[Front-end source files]
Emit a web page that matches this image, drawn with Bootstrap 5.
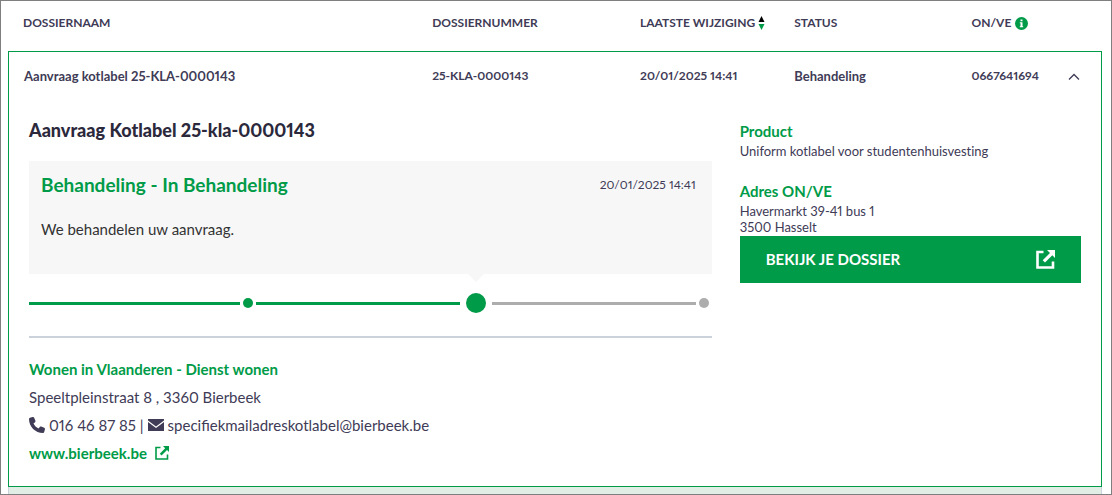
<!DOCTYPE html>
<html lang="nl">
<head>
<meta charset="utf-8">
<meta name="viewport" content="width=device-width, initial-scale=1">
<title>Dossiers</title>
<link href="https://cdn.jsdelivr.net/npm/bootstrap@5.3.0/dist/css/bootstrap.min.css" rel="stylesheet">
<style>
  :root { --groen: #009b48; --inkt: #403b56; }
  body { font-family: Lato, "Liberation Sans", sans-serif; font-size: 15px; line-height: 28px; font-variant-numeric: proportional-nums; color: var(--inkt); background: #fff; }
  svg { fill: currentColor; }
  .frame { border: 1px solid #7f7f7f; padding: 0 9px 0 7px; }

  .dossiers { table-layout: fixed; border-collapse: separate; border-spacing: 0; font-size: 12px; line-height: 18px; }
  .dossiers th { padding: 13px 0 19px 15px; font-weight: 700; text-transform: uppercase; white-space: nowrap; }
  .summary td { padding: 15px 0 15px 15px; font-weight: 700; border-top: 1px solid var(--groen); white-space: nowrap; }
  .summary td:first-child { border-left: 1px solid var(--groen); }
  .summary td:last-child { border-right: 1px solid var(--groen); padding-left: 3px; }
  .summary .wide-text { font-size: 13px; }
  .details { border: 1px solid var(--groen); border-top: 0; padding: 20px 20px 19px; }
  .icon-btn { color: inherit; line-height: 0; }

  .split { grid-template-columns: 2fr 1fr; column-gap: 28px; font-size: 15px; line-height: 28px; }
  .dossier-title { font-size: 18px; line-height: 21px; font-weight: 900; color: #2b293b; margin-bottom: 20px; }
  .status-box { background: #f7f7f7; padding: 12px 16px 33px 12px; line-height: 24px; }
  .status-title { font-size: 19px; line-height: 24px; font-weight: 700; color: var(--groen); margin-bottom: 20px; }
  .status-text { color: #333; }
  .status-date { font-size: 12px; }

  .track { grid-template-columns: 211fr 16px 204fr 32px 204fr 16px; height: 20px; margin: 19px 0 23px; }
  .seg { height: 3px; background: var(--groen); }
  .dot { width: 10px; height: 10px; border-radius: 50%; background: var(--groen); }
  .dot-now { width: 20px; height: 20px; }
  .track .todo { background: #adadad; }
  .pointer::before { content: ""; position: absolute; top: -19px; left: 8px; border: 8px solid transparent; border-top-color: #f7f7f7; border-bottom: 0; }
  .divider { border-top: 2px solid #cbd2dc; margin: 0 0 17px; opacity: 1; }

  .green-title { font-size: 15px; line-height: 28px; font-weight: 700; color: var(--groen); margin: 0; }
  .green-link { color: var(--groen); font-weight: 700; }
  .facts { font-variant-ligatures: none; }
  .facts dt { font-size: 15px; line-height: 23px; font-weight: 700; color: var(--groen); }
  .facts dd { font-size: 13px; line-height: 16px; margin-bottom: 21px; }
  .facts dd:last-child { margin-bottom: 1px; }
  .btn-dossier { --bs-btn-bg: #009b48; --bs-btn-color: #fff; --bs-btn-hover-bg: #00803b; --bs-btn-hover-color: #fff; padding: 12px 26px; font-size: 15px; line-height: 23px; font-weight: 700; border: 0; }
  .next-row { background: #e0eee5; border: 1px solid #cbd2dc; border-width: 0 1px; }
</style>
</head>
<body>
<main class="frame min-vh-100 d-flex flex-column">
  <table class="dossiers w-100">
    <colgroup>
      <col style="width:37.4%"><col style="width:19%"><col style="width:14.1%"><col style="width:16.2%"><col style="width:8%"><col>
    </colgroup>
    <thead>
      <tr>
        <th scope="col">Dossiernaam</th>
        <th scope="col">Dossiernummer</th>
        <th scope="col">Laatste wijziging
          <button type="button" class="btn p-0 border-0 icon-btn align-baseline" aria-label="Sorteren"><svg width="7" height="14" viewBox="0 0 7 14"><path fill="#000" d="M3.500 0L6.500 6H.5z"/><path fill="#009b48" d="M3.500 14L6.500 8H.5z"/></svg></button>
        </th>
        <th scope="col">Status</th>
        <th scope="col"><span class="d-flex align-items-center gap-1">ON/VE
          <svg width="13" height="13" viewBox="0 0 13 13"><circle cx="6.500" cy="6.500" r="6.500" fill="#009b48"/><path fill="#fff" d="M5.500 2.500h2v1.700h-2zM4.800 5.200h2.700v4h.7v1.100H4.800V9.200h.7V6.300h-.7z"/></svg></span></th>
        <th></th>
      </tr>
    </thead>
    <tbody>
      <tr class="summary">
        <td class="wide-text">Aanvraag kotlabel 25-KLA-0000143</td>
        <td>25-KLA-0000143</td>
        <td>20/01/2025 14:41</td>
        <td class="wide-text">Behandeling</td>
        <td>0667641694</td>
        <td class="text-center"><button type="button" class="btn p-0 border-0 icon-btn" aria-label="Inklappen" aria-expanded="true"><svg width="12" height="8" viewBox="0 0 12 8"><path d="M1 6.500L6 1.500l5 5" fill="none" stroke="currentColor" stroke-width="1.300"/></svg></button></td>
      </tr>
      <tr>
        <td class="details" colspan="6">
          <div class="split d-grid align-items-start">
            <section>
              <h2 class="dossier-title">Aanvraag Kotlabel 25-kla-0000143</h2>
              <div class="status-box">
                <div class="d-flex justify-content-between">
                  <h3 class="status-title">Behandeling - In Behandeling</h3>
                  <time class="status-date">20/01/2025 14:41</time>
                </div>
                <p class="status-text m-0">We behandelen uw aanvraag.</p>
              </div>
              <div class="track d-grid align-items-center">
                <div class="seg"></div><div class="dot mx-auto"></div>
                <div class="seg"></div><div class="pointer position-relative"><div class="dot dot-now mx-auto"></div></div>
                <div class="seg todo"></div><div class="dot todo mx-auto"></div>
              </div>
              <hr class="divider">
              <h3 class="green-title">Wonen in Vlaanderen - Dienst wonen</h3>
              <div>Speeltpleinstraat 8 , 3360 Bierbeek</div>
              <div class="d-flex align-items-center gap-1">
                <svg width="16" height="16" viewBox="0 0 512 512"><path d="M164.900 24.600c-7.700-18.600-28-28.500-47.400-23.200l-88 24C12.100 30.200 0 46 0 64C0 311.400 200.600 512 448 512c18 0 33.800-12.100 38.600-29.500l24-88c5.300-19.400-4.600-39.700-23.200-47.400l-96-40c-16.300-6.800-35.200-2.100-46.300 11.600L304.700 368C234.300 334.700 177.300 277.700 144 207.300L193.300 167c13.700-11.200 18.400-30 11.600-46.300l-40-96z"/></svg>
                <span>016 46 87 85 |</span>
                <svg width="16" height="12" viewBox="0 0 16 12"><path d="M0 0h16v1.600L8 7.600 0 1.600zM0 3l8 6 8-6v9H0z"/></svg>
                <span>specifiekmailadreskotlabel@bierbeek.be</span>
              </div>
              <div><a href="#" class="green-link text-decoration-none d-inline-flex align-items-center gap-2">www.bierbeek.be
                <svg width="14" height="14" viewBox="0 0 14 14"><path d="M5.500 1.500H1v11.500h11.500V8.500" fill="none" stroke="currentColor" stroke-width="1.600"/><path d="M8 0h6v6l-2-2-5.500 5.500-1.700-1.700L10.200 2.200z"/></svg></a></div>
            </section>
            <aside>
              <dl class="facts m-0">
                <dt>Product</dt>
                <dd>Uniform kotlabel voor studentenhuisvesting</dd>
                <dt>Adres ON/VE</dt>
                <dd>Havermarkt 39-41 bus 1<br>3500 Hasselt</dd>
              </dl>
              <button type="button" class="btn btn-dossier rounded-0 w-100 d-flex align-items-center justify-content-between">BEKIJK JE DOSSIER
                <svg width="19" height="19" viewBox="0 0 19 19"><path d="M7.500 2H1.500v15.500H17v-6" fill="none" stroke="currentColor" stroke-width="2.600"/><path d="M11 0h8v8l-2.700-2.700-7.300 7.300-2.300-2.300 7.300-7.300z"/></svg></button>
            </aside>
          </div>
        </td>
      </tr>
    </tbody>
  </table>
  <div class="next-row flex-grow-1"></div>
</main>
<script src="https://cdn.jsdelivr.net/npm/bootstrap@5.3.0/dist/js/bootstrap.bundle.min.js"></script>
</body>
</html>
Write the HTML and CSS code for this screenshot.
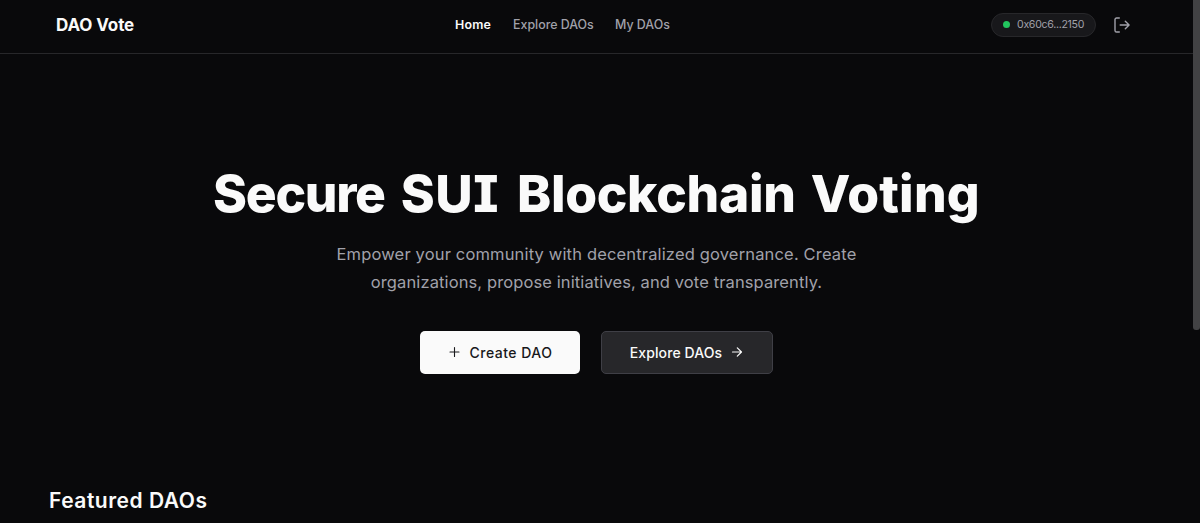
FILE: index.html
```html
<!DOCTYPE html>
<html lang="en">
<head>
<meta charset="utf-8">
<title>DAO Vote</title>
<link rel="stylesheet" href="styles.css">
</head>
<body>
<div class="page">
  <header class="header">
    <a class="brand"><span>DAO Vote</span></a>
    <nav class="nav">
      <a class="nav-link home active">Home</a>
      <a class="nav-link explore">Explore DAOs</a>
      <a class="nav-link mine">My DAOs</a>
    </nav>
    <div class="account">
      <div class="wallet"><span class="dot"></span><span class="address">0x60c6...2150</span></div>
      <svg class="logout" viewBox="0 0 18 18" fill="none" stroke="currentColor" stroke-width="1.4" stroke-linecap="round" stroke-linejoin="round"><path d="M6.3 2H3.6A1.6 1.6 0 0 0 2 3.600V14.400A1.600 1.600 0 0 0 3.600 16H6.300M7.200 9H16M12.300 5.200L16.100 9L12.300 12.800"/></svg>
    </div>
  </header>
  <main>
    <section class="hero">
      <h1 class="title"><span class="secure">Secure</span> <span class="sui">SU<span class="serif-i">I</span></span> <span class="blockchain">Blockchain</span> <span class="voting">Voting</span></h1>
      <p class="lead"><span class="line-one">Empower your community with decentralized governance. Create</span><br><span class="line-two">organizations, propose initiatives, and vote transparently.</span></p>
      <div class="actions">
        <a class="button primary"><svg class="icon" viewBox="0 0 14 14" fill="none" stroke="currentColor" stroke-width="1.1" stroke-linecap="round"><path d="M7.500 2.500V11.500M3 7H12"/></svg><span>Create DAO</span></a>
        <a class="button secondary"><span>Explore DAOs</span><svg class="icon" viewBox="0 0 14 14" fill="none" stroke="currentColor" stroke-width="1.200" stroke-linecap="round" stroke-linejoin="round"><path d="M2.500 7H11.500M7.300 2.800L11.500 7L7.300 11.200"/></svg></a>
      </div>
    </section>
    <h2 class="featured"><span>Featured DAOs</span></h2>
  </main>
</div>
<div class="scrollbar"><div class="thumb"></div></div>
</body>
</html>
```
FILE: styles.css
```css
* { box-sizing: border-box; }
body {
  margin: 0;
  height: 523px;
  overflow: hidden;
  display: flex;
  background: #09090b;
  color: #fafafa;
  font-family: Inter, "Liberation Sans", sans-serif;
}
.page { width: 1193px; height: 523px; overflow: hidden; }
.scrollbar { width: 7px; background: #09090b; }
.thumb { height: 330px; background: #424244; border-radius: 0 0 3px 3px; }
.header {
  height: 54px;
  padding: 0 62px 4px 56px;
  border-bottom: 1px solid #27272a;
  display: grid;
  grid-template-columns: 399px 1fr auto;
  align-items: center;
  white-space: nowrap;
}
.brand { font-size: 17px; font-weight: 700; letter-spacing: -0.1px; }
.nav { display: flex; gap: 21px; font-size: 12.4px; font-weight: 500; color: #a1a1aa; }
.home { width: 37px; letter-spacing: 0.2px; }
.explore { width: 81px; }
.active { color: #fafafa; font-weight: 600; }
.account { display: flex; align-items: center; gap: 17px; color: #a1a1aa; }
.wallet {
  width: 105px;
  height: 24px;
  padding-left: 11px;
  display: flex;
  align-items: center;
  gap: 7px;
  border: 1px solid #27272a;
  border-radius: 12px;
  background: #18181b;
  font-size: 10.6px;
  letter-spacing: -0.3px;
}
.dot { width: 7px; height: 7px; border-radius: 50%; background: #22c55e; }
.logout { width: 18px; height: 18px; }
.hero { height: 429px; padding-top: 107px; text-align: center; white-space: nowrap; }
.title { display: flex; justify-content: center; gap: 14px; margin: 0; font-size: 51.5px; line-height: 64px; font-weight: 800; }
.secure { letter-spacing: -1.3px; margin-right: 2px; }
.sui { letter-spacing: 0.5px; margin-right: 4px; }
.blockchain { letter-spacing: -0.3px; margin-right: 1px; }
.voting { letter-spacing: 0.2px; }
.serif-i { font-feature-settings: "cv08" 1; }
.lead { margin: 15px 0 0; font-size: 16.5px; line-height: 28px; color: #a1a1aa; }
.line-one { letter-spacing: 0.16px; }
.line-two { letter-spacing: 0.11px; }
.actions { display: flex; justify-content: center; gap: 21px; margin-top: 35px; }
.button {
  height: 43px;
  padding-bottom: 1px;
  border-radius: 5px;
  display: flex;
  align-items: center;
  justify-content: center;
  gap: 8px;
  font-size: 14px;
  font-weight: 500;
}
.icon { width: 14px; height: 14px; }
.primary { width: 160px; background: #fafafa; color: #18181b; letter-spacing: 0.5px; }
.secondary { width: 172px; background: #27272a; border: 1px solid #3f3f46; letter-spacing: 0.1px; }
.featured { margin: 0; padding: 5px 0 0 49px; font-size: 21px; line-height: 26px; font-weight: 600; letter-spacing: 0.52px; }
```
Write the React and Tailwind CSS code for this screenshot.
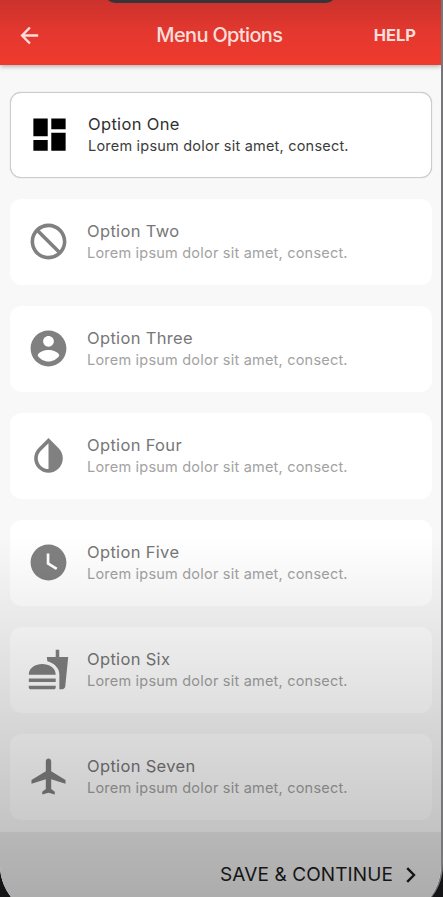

__Exercise description__:
Take the lines above from the top of the records through the one with "1px solid #7f7f7f;" and repeat them exactly, without any pictures.

__Response for this exercise__:
Emit a web page that matches this image, drawn with Bootstrap 5.
<!DOCTYPE html>
<html lang="nl">
<head>
<meta charset="utf-8">
<meta name="viewport" content="width=device-width, initial-scale=1">
<title>Dossiers</title>
<link href="https://cdn.jsdelivr.net/npm/bootstrap@5.3.0/dist/css/bootstrap.min.css" rel="stylesheet">
<style>
  :root { --groen: #009b48; --inkt: #403b56; }
  body { font-family: Lato, "Liberation Sans", sans-serif; font-size: 15px; line-height: 28px; font-variant-numeric: proportional-nums; color: var(--inkt); background: #fff; }
  svg { fill: currentColor; }
  .frame { border: 1px solid #7f7f7f; padding: 0 9px 0 7px; }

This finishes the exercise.